OBJECTIVE ▸ Transcribe every line exactly. Leave the pictures behind.
[Begin]
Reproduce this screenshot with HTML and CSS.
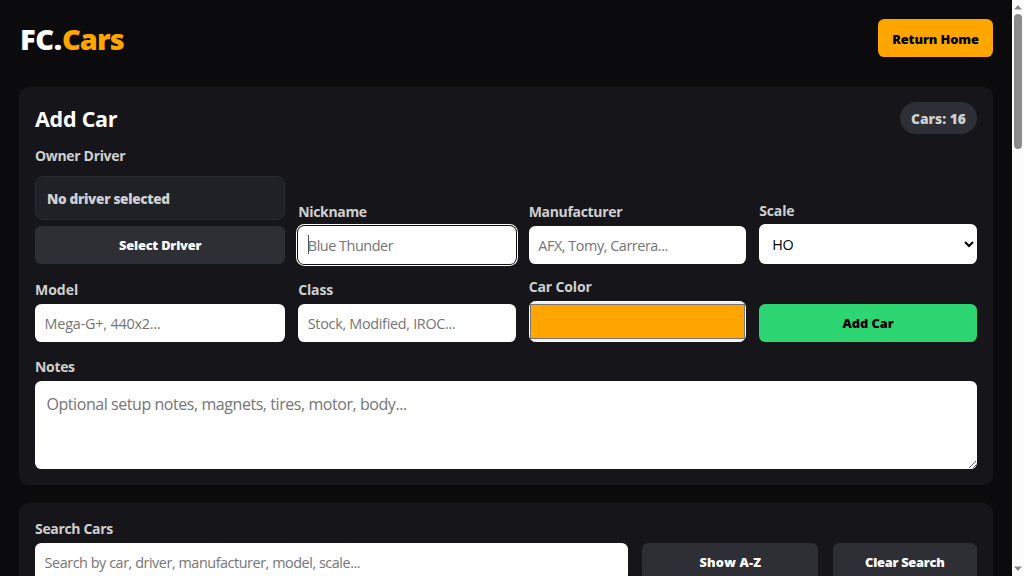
FILE: index.html
```html
<!DOCTYPE html>
<html lang="en">
<head>
<meta charset="utf-8">
<title>FC.Cars</title>
<link rel="stylesheet" href="styles.css">
</head>
<body>
<div class="page">
  <header class="header">
    <div class="logo">FC.<span class="accent">Cars</span></div>
    <button class="btn home">Return Home</button>
  </header>
  <section class="panel add">
    <div class="panel-head"><h2 class="title">Add Car</h2><div class="pill">Cars: 16</div></div>
    <div class="grid">
      <div class="field owner">
        <span class="label">Owner Driver</span>
        <div class="driver">No driver selected</div>
        <button class="btn dark select-driver">Select Driver</button>
      </div>
      <label class="field"><span class="label">Nickname</span><input class="input focused" placeholder="Blue Thunder"><span class="caret"></span></label>
      <label class="field"><span class="label">Manufacturer</span><input class="input maker" placeholder="AFX, Tomy, Carrera..."></label>
      <label class="field scale"><span class="label short">Scale</span><select class="input select"><option>HO</option></select></label>
      <label class="field second-row"><span class="label model-label">Model</span><input class="input model" placeholder="Mega-G+, 440x2..."></label>
      <label class="field second-row"><span class="label short">Class</span><input class="input class" placeholder="Stock, Modified, IROC..."></label>
      <div class="field"><span class="label short">Car Color</span><div class="color"><div class="swatch"></div></div></div>
      <button class="btn green">Add Car</button>
    </div>
    <label class="field notes"><span class="label">Notes</span><textarea class="textarea" placeholder="Optional setup notes, magnets, tires, motor, body..."></textarea></label>
  </section>
  <section class="panel search">
    <label class="field"><span class="label">Search Cars</span><input class="input" placeholder="Search by car, driver, manufacturer, model, scale..."></label>
    <button class="btn dark sort">Show A-Z</button>
    <button class="btn dark clear">Clear Search</button>
  </section>
</div>
<div class="scrollbar">
  <svg width="12" height="12" viewBox="0 0 12 12"><path d="M2 9.500 6 5l4 4.500z" fill="#8b8b8b"/></svg>
  <div class="thumb"></div>
  <svg width="12" height="12" viewBox="0 0 12 12"><path d="M2 2.500h8L6 7z" fill="#8b8b8b"/></svg>
</div>
</body>
</html>
```
FILE: styles.css
```css
* { box-sizing: border-box; }
html, body { margin: 0; height: 576px; overflow: hidden; background: #0b0b0d; }
body { display: flex; color: #fff; font-family: "Open Sans", "Noto Sans", sans-serif; }
.page { flex: 1; min-width: 0; height: 576px; overflow: hidden; padding: 19px 19px 0; }
.header { display: flex; justify-content: space-between; align-items: flex-start; height: 67.600px; }
.logo { font-size: 29px; font-weight: 800; line-height: 40px; letter-spacing: -0.300px; padding-left: 1px; white-space: nowrap; }
.accent { color: #ffa500; letter-spacing: -0.900px; }
.btn { display: block; border: 0; padding: 0; height: 38.400px; border-radius: 6.400px; font: 800 12.800px/38px "Open Sans", "Noto Sans", sans-serif; white-space: nowrap; }
.home { width: 115px; background: #ffa500; color: #000; letter-spacing: -0.100px; line-height: 40px; }
.dark { background: #2e2f34; color: #fff; }
.select-driver { letter-spacing: -0.200px; }
.sort { letter-spacing: 0.200px; }
.clear { letter-spacing: -0.250px; }
.green { background: #2ed573; color: #000; }
.panel { background: #16161a; border-radius: 9.600px; }
.add { height: 398.800px; padding: 15.600px 16px 0; }
.panel-head { display: flex; justify-content: space-between; align-items: center; height: 32px; }
.title { margin: 0; font-size: 21.500px; font-weight: 700; line-height: 32px; letter-spacing: -0.250px; padding-top: 2px; }
.pill { height: 32px; width: 77px; border-radius: 16px; background: #2e2f34; color: #d0d0d0; font-size: 13.800px; font-weight: 800; line-height: 33px; text-align: center; white-space: nowrap; }
.grid { display: grid; grid-template-columns: 250.400px 1fr 1fr 1fr; grid-template-rows: 118px 65px; column-gap: 12.800px; row-gap: 13px; margin-top: 12px; align-items: end; }
.field { display: flex; flex-direction: column; gap: 4px; min-width: 0; position: relative; }
.scale, .second-row { gap: 3.400px; }
.label { font-size: 14px; font-weight: 700; line-height: 20px; color: #d0d0d0; letter-spacing: -0.330px; white-space: nowrap; }
.short { letter-spacing: -0.150px; }
.model-label { letter-spacing: 0; }
.driver { height: 43.500px; margin: 6px 0 2.300px; padding-left: 11px; border: 1px solid #2a2b30; border-radius: 8px; background: #202126; color: #d0d0d0; font-size: 13.600px; font-weight: 800; line-height: 43px; letter-spacing: -0.330px; }
.input { width: 100%; height: 38.400px; border: 0; border-radius: 6.400px; padding: 1px 9.600px 0; background: #fff; color: #000; font: 400 14.400px "Open Sans", "Noto Sans", sans-serif; letter-spacing: -0.450px; outline: 0; }
.input::placeholder, .textarea::placeholder { color: #757575; opacity: 1; }
.model { letter-spacing: -0.200px; }
.class { letter-spacing: -0.300px; }
.focused { box-shadow: 0 0 0 1px #101010, 0 0 0 2px #fff; }
.caret { position: absolute; left: 10px; bottom: 10px; width: 1px; height: 19px; background: #555; }
.select { height: 40px; padding: 1px 0 0 9px; letter-spacing: -0.300px; }
.color { height: 41.500px; border-radius: 6.400px; background: #efefef; border: 1px solid #fff; padding: 2px 0 2px 0; }
.swatch { height: 100%; background: #ffa500; border: 1px solid #777; }
.notes { margin-top: 14.600px; }
.textarea { display: block; width: 100%; height: 88.500px; border: 0; border-radius: 6.400px; padding: 11.500px; font: 400 16px/24px "Open Sans", "Noto Sans", sans-serif; letter-spacing: -0.440px; background: #fff; resize: vertical; }
.search { margin-top: 17.400px; height: 90px; padding: 16px 16px 0; display: grid; grid-template-columns: 593px 176px 144px; column-gap: 14.400px; align-items: end; align-content: start; }
.scrollbar { width: 12px; height: 576px; background: #fcfcfc; display: flex; flex-direction: column; }
.scrollbar svg { display: block; flex: none; }
.thumb { width: 8px; height: 135px; margin: 2px 2px auto; border-radius: 4px; background: #8b8b8b; }
```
[End]
SOLUTION FOR THIS EXERCISE ▸
Reproduce this screenshot with HTML and CSS.
FILE: index.html
```html
<!DOCTYPE html>
<html lang="en">
<head>
<meta charset="utf-8">
<title>FC.Cars</title>
<link rel="stylesheet" href="styles.css">
</head>
<body>
<div class="page">
  <header class="header">
    <div class="logo">FC.<span class="accent">Cars</span></div>
    <button class="btn home">Return Home</button>
  </header>
  <section class="panel add">
    <div class="panel-head"><h2 class="title">Add Car</h2><div class="pill">Cars: 16</div></div>
    <div class="grid">
      <div class="field owner">
        <span class="label">Owner Driver</span>
        <div class="driver">No driver selected</div>
        <button class="btn dark select-driver">Select Driver</button>
      </div>
      <label class="field"><span class="label">Nickname</span><input class="input focused" placeholder="Blue Thunder"><span class="caret"></span></label>
      <label class="field"><span class="label">Manufacturer</span><input class="input maker" placeholder="AFX, Tomy, Carrera..."></label>
      <label class="field scale"><span class="label short">Scale</span><select class="input select"><option>HO</option></select></label>
      <label class="field second-row"><span class="label model-label">Model</span><input class="input model" placeholder="Mega-G+, 440x2..."></label>
      <label class="field second-row"><span class="label short">Class</span><input class="input class" placeholder="Stock, Modified, IROC..."></label>
      <div class="field"><span class="label short">Car Color</span><div class="color"><div class="swatch"></div></div></div>
      <button class="btn green">Add Car</button>
    </div>
    <label class="field notes"><span class="label">Notes</span><textarea class="textarea" placeholder="Optional setup notes, magnets, tires, motor, body..."></textarea></label>
  </section>
  <section class="panel search">
    <label class="field"><span class="label">Search Cars</span><input class="input" placeholder="Search by car, driver, manufacturer, model, scale..."></label>
    <button class="btn dark sort">Show A-Z</button>
    <button class="btn dark clear">Clear Search</button>
  </section>
</div>
<div class="scrollbar">
  <svg width="12" height="12" viewBox="0 0 12 12"><path d="M2 9.500 6 5l4 4.500z" fill="#8b8b8b"/></svg>
  <div class="thumb"></div>
  <svg width="12" height="12" viewBox="0 0 12 12"><path d="M2 2.500h8L6 7z" fill="#8b8b8b"/></svg>
</div>
</body>
</html>
```
FILE: styles.css
```css
* { box-sizing: border-box; }
html, body { margin: 0; height: 576px; overflow: hidden; background: #0b0b0d; }
body { display: flex; color: #fff; font-family: "Open Sans", "Noto Sans", sans-serif; }
.page { flex: 1; min-width: 0; height: 576px; overflow: hidden; padding: 19px 19px 0; }
.header { display: flex; justify-content: space-between; align-items: flex-start; height: 67.600px; }
.logo { font-size: 29px; font-weight: 800; line-height: 40px; letter-spacing: -0.300px; padding-left: 1px; white-space: nowrap; }
.accent { color: #ffa500; letter-spacing: -0.900px; }
.btn { display: block; border: 0; padding: 0; height: 38.400px; border-radius: 6.400px; font: 800 12.800px/38px "Open Sans", "Noto Sans", sans-serif; white-space: nowrap; }
.home { width: 115px; background: #ffa500; color: #000; letter-spacing: -0.100px; line-height: 40px; }
.dark { background: #2e2f34; color: #fff; }
.select-driver { letter-spacing: -0.200px; }
.sort { letter-spacing: 0.200px; }
.clear { letter-spacing: -0.250px; }
.green { background: #2ed573; color: #000; }
.panel { background: #16161a; border-radius: 9.600px; }
.add { height: 398.800px; padding: 15.600px 16px 0; }
.panel-head { display: flex; justify-content: space-between; align-items: center; height: 32px; }
.title { margin: 0; font-size: 21.500px; font-weight: 700; line-height: 32px; letter-spacing: -0.250px; padding-top: 2px; }
.pill { height: 32px; width: 77px; border-radius: 16px; background: #2e2f34; color: #d0d0d0; font-size: 13.800px; font-weight: 800; line-height: 33px; text-align: center; white-space: nowrap; }
.grid { display: grid; grid-template-columns: 250.400px 1fr 1fr 1fr; grid-template-rows: 118px 65px; column-gap: 12.800px; row-gap: 13px; margin-top: 12px; align-items: end; }
.field { display: flex; flex-direction: column; gap: 4px; min-width: 0; position: relative; }
.scale, .second-row { gap: 3.400px; }
.label { font-size: 14px; font-weight: 700; line-height: 20px; color: #d0d0d0; letter-spacing: -0.330px; white-space: nowrap; }
.short { letter-spacing: -0.150px; }
.model-label { letter-spacing: 0; }
.driver { height: 43.500px; margin: 6px 0 2.300px; padding-left: 11px; border: 1px solid #2a2b30; border-radius: 8px; background: #202126; color: #d0d0d0; font-size: 13.600px; font-weight: 800; line-height: 43px; letter-spacing: -0.330px; }
.input { width: 100%; height: 38.400px; border: 0; border-radius: 6.400px; padding: 1px 9.600px 0; background: #fff; color: #000; font: 400 14.400px "Open Sans", "Noto Sans", sans-serif; letter-spacing: -0.450px; outline: 0; }
.input::placeholder, .textarea::placeholder { color: #757575; opacity: 1; }
.model { letter-spacing: -0.200px; }
.class { letter-spacing: -0.300px; }
.focused { box-shadow: 0 0 0 1px #101010, 0 0 0 2px #fff; }
.caret { position: absolute; left: 10px; bottom: 10px; width: 1px; height: 19px; background: #555; }
.select { height: 40px; padding: 1px 0 0 9px; letter-spacing: -0.300px; }
.color { height: 41.500px; border-radius: 6.400px; background: #efefef; border: 1px solid #fff; padding: 2px 0 2px 0; }
.swatch { height: 100%; background: #ffa500; border: 1px solid #777; }
.notes { margin-top: 14.600px; }
.textarea { display: block; width: 100%; height: 88.500px; border: 0; border-radius: 6.400px; padding: 11.500px; font: 400 16px/24px "Open Sans", "Noto Sans", sans-serif; letter-spacing: -0.440px; background: #fff; resize: vertical; }
.search { margin-top: 17.400px; height: 90px; padding: 16px 16px 0; display: grid; grid-template-columns: 593px 176px 144px; column-gap: 14.400px; align-items: end; align-content: start; }
.scrollbar { width: 12px; height: 576px; background: #fcfcfc; display: flex; flex-direction: column; }
.scrollbar svg { display: block; flex: none; }
.thumb { width: 8px; height: 135px; margin: 2px 2px auto; border-radius: 4px; background: #8b8b8b; }
```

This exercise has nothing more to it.